One of the astonishing things about this case is that we know the Whistleblower’s name. Although he’s being protected by the authorities in Nice, he has given interviews and played the public celebrity card… Does he not fear for his life? It is even more astonishing when you realize how valuable his actions were, making him a high profile target for anyone out there who is about to loose out on a lot money! However, it is possible, given the variety of stories out there, that the real reason that he is giving interviews is that he needs money, as it appeared that at least initially the Fisc was not willing to pay Mr. Falciani very much, if anything, for the disclosure.

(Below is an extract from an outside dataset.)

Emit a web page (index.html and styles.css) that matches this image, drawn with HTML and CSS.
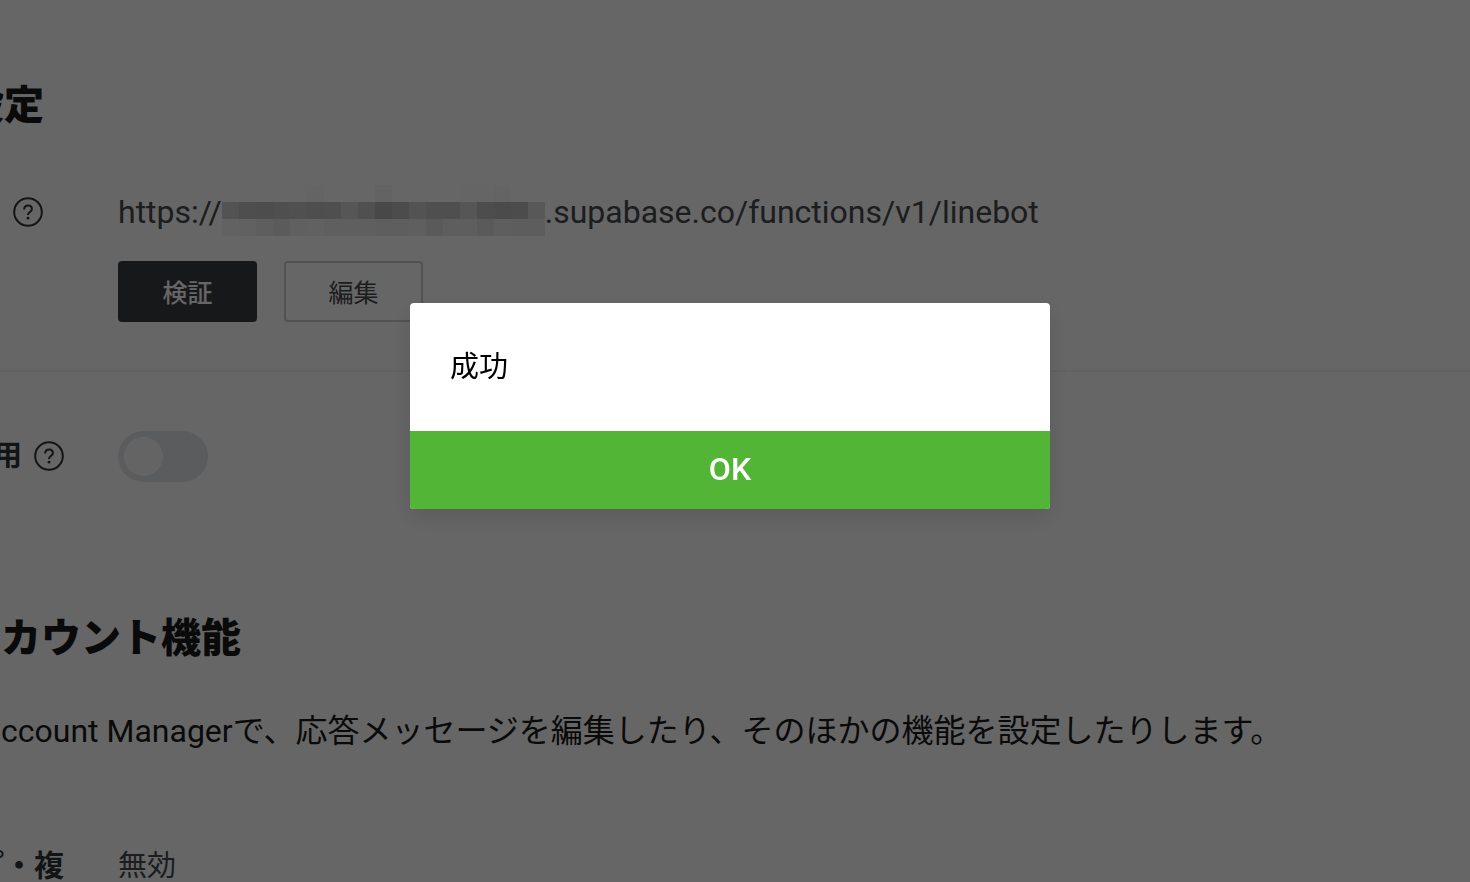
FILE: index.html
```html
<!DOCTYPE html>
<html lang="ja">
<head>
    <meta charset="UTF-8">
    <meta name="viewport" content="width=device-width, initial-scale=1.0">
    <title>設定</title>
    <link rel="stylesheet" href="styles.css">
</head>
<body>
    <main class="page">
        <section class="section">
            <h2>設定</h2>

            <div class="row">
                <div class="label label-icon">
                    <svg class="help" viewBox="0 0 30 30"><circle cx="15" cy="15" r="13.8"/><path d="M11.2 12.4c0-2.3 1.6-3.9 3.9-3.9s3.8 1.5 3.8 3.5c0 3-3.9 3.1-3.9 5.9"/><circle class="dot" cx="15" cy="21.2" r="1.4"/></svg>
                </div>
                <div class="value">
                    <p class="url">https://<svg class="mosaic" id="mosaic" viewBox="0 0 323 51" shape-rendering="crispEdges"></svg>.supabase.co/functions/v1/linebot</p>
                    <div class="buttons">
                        <button class="btn btn-dark" type="button">検証</button>
                        <button class="btn" type="button">編集</button>
                    </div>
                </div>
            </div>

            <div class="row row-line">
                <div class="label">
                    <label for="webhook">利用</label>
                    <svg class="help" viewBox="0 0 30 30"><circle cx="15" cy="15" r="13.8"/><path d="M11.2 12.4c0-2.3 1.6-3.9 3.9-3.9s3.8 1.5 3.8 3.5c0 3-3.9 3.1-3.9 5.9"/><circle class="dot" cx="15" cy="21.2" r="1.4"/></svg>
                </div>
                <div class="value">
                    <input class="toggle" type="checkbox" id="webhook">
                </div>
            </div>
        </section>

        <section class="section">
            <div class="intro">
                <h2>カウント機能</h2>
                <p class="description">ccount Managerで、応答メッセージを編集したり、そのほかの機能を設定したりします。</p>
            </div>

            <div class="row row-last">
                <div class="label label-end">プ・複</div>
                <div class="value">無効</div>
            </div>
        </section>
    </main>

    <!-- Dialog -->
    <div class="overlay">
        <div class="dialog" role="alertdialog" aria-modal="true" aria-describedby="message">
            <p class="message" id="message">成功</p>
            <button class="ok" type="button">OK</button>
        </div>
    </div>

    <script src="script.js"></script>
</body>
</html>
```
FILE: styles.css
```css
* {
    box-sizing: border-box;
}
body {
    margin: 0;
    height: 100vh;
    overflow: hidden;
    background: #ffffff;
    color: #1b1b1b;
    font-family: Roboto, "Noto Sans CJK JP", sans-serif;
    font-size: 29px;
    line-height: 40px;
}
h2, p {
    margin: 0;
}
.page {
    margin-left: -36px;
    padding-top: 78px;
}
h2 {
    font-size: 40px;
    font-weight: 900;
    line-height: 56px;
}
.row {
    display: flex;
    gap: 54px;
    padding: 58px 0 48px;
}
.row-line {
    border-top: 2px solid #f2f2f2;
    padding: 59px 0 129px;
}
.label {
    display: flex;
    align-items: center;
    justify-content: space-between;
    flex: none;
    width: 100px;
    height: 40px;
    font-weight: 700;
    color: #303338;
    white-space: nowrap;
}
.row-line .label {
    height: 50px;
}
.label-icon {
    padding-left: 49px;
}
.label-end {
    justify-content: flex-end;
    font-size: 30px;
}
.help {
    flex: none;
    width: 30px;
    height: 30px;
    fill: none;
    stroke: #303338;
    stroke-width: 2;
}
.help .dot {
    fill: #303338;
    stroke: none;
}
.value {
    color: #47494d;
}
.url {
    display: flex;
    font-size: 32px;
    white-space: nowrap;
}
.mosaic {
    flex: none;
    width: 323px;
    height: 51px;
    margin: -7px 0 -4px;
}
.buttons {
    display: flex;
    gap: 27px;
    margin-top: 29px;
}
.btn {
    width: 139px;
    height: 61px;
    padding: 0 0 2px;
    border: 2px solid #cdced1;
    border-radius: 4px;
    background: #ffffff;
    color: #47494d;
    font-family: inherit;
    font-size: 25px;
}
.btn-dark {
    border-color: #3a3d42;
    background: #3a3d42;
    color: #ffffff;
    font-weight: 500;
}
.toggle {
    appearance: none;
    display: block;
    width: 90px;
    height: 51px;
    margin: 0;
    padding: 6px;
    border-radius: 26px;
    background: #e3e5e9;
}
.toggle::before {
    content: "";
    display: block;
    width: 39px;
    height: 39px;
    border-radius: 50%;
    background: #fbfbfb;
}
.intro {
    padding-left: 37px;
}
.description {
    margin-top: 44px;
    font-size: 32px;
    white-space: nowrap;
}
.row-last {
    padding: 95px 0 0;
}

/* Dialog */
.overlay {
    position: fixed;
    inset: 0;
    display: flex;
    justify-content: center;
    align-items: flex-start;
    padding: 303px 10px 0 0;
    background: rgba(0, 0, 0, 0.6);
}
.dialog {
    width: 100%;
    max-width: 640px;
    border-radius: 4px;
    overflow: hidden;
    background: #ffffff;
    box-shadow: 0 8px 24px rgba(0, 0, 0, 0.12);
}
.message {
    padding: 44px 40px;
    color: #000000;
}
.ok {
    display: block;
    width: 100%;
    height: 78px;
    padding: 0 0 2px;
    border: none;
    background: #53b535;
    color: #ffffff;
    font-family: inherit;
    font-size: 32px;
    font-weight: 500;
}
```
FILE: script.js
```javascript
// grey level of every 17px block that hides the project id
const blocks = [
    [254, 255, 255, 255, 255, 250, 255, 255, 255, 247, 255, 255, 255, 255, 252, 252, 251, 255, 255],
    [208, 194, 192, 197, 200, 194, 197, 215, 200, 180, 190, 208, 198, 198, 214, 192, 188, 190, 221],
    [244, 243, 236, 227, 241, 243, 237, 237, 237, 236, 236, 237, 224, 235, 236, 224, 234, 232, 232]
];
const mosaic = document.getElementById('mosaic');

blocks.forEach((line, y) => {
    line.forEach((level, x) => {
        const rect = document.createElementNS('http://www.w3.org/2000/svg', 'rect');
        rect.setAttribute('x', x * 17);
        rect.setAttribute('y', y * 17);
        rect.setAttribute('width', 17);
        rect.setAttribute('height', 17);
        rect.setAttribute('fill', `rgb(${level}, ${level}, ${level})`);
        mosaic.appendChild(rect);
    });
});
```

In any case these accounts are held by 79 000 individuals of which 8 231 are French. How he did it remains a mystery… maybe he handed over an actual “enigma” machine which the Fisc was able to decode; whatever is was they did, they did a good job at it. It would seem like the French may have been using an old WWII strategy of misdirection: “We’re going to keep everything on the down-low. If there is a leak to the press, tell them that the information is minimal, and point them in the wrong direction.” Indeed, Minister Woerth had claimed that the data was pretty much worthless and yet 1 billion was sent straight to the state’s coffers last weekend.

France is not the only country that will benefit from the HSBC Whistleblower case. If you look at the history of recent Whistleblower cases, and more specifically to the case involving Liechtenstein’s main bank, LGT. In that particular case, a long list of LGT clients was sold to the German government. The Germans passed on all relevant information to England, France, Australia and Canada in accordance with their bilateral tax treaties. If France is holding details on more than 70 500 non-French individuals, it is very likely that Minister Baroin’s office is overloaded with calls from treaty countries. In any case, “Le Monde” only mentioned the break through briefly and finished up by explaining that the Budget Minister would be getting back to us in 10 to 15 days… So the saga is to be continued.

Again going back to one of our previous comments, (“Canada, Voluntary Disclosures & UBS – the Good News, the Bad News and the Truth” (, last year we claimed that the CRA was making a lot of noise through the press in order to have people think that they held large amounts of information about tax evaders. In our view, “the Minister is spouting off a little too loudly” just so that people will “panic” and come forward with a voluntary disclosure form. Well, that is definitely another set of tactics, that capitalizes on the tax payer’s fear. It worked well, as many people with undisclosed income came forward, considering the CRA didn’t have that much information to start with from LGT. The French, on the other hand, appear to have taken another, more aggressive tactic; it took them 6 months of under-the-radar work and it seems to have paid off; 1 billion euro is a big pay check! It is entirely possible, given the relative number of taxpayers involved who are not French, that the total world-wide recovery as a result of Falciani’s work would be a multiple of the French recovery.

Specifically, HSBC is very well know as a powerhouse in Asia and in particular Hong Kong and China. Approximately 5,000 years of Chinese history make it clear that disclosing everything to the government only guarantees that the government will steal your money. As a result, in our experience in dealing with clients from Asia, it is very difficult for people from the region to be completely forthcoming to the Canadian authorities even after they have become resident in Canada. It takes a generation for the family’s, entirely rational, absolute distrust of government to wear off. So if you are a Canadian tax resident who has undisclosed dealings with HSBC, or if you suspect your parents may have undisclosed funds with HSBC, you should assume that the cat is out of the bag. If your name is not on the French list, there will likely be some names who are resident in Canada. If the CRA can get some names, they could use that to go after the bank and attempt to pry out further disclosure. How much they can get is debatable, but we do know they will do everything they can.

It is important to note that if a taxpayer makes a voluntary disclosure before they hear footsteps, they can avoid jail time, penalties and additional interest. But if you wait too long, the CRA may take the position that the disclosure was not voluntary. How late is too late? Well, that is a matter of ongoing litigation in the Canadian courts. If you think you have a problem, dealing with it sooner is better that later.